Date: Monday, 26 March, 2018 16:07 IST Match Status: Yet to Start
Venue:
  • A timeline of ball-tampering incidents in cricket:

  • Cricket Australia begin probe in South Africa According to news channels, Cricket Australia have begun their prove into the ball-tampering incident. Cameron Bancroft is reportedly the first one to be grilled. 

  • Could David Warner also lose Sunrisers Hyderabad captaincy? Sunrisers Hyderabad mentor VVS Laxman has told  PTI  that the franchise would wait for Cricket Australia's decision on captain David Warner before taking a call on his participation. 

  • It's official! Steve Smith to be replaced by Ajinkya Rahane as Rajasthan Royals captain

  • Steve Smith steps down as Rajasthan Royals captain? According to media reports, Steve Smith has given up the captaincy of Indian Premier League outfit Rajasthan Royals. The reports added that Ajinkya Rahane could take over as skipper.

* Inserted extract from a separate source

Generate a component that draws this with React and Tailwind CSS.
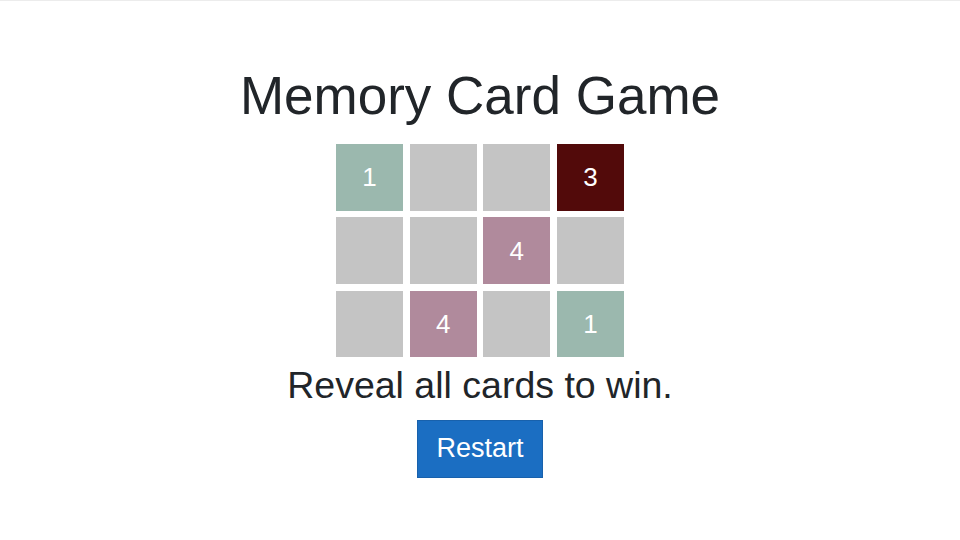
import React from "react"

const cards = [
  { value: 1, color: "bg-[#9bb8ae]" },
  { value: null, color: "bg-[#c4c4c4]" },
  { value: null, color: "bg-[#c4c4c4]" },
  { value: 3, color: "bg-[#520a0a]" },
  { value: null, color: "bg-[#c4c4c4]" },
  { value: null, color: "bg-[#c4c4c4]" },
  { value: 4, color: "bg-[#b08a9c]" },
  { value: null, color: "bg-[#c4c4c4]" },
  { value: null, color: "bg-[#c4c4c4]" },
  { value: 4, color: "bg-[#b08a9c]" },
  { value: null, color: "bg-[#c4c4c4]" },
  { value: 1, color: "bg-[#9bb8ae]" },
]

export default function App() {
  return (
    <div
      className="min-h-[540px] w-full bg-white border-t border-[#ececec] flex flex-col items-center text-[#212529]"
      style={{ fontFamily: '"Liberation Sans", Arial, sans-serif' }}
    >
      <h1 className="mt-[68px] text-[53px] leading-none font-normal">Memory Card Game</h1>

      <div className="mt-[22px] grid grid-cols-4 w-[288px] gap-[6.67px]">
        {cards.map((card, i) => (
          <div
            key={i}
            className={`h-[66.67px] flex items-center justify-center text-white text-[26px] leading-none ${card.color}`}
          >
            {card.value}
          </div>
        ))}
      </div>

      <p className="mt-[10px] text-[37.5px] leading-none">Reveal all cards to win.</p>

      <button className="mt-[15px] h-[58px] px-[18px] bg-[#1b6ec2] border border-[#1861ac] text-white text-[27px] leading-none">
        Restart
      </button>
    </div>
  )
}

  • Should Ponting and Langer be the ones Australia look to to get the country's cricket team out of this crisis?

  • Former cricketers have their say While Michael Clarke has urged Australians that Steve Smith be forgiven, here's what some former cricketers have had to say: “Australian cricket is the laughing stock of the sporting world.” — Adam Gilchrist  “Disappointed in Steve Smith as captain to go out there and do that. To me it was un-Australian. I don’t care who you are you can’t tamper with the ball.” — Shane Warne “I’m shocked at what’s gone on. I’ve never seen anything as blatant as that.” — Shaun Pollock “It was pre-meditated and they’ve been caught. They have been shown to cheat.” — Greame Smith

  • Michael Clarke urges Australians to forgive Steve Smith  "I do feel for Steve Smith. 100 percent he has made a major mistake and he and a lot of other people I think are going to have to suffer the consequences," Clarke told Channel Seven . "That's fair enough. But I think it's important that we do over time forgive as well." Read the rest of Clarke's comments here .

  • Australian media letting it rip The backlash in Australia has been intense! The Australian media, for one, have ripped apart Steve Smith and the rest of the Australian team.  The influential broadsheet The Australian had the headline “Smith’s Shame” on their front page -- a sentiment echoed by other publications in the country.  Sports writer Robert Craddock, in his piece in Australia's Daily Telegraph , wrote: “It was the culmination of a grubby win-at-all-costs culture finally crossing from self-righteous rule-bending into a world of shameless, bald-faced cheating.”  The Sydney Morning Herald was scathing in its assessment of the Australian cricket leadership, saying, "As this disreputable tour descended from the gutter into the sewer, the mythical line the Australians use as the yardstick for their behaviour has not only become blurred but disappeared altogether. This has been a truly awful few weeks for Australian cricket whose reputation has hit a new low. Rehabilitation will be long and slow.” Here's what the rest of the Australian media has had to say about the issue.  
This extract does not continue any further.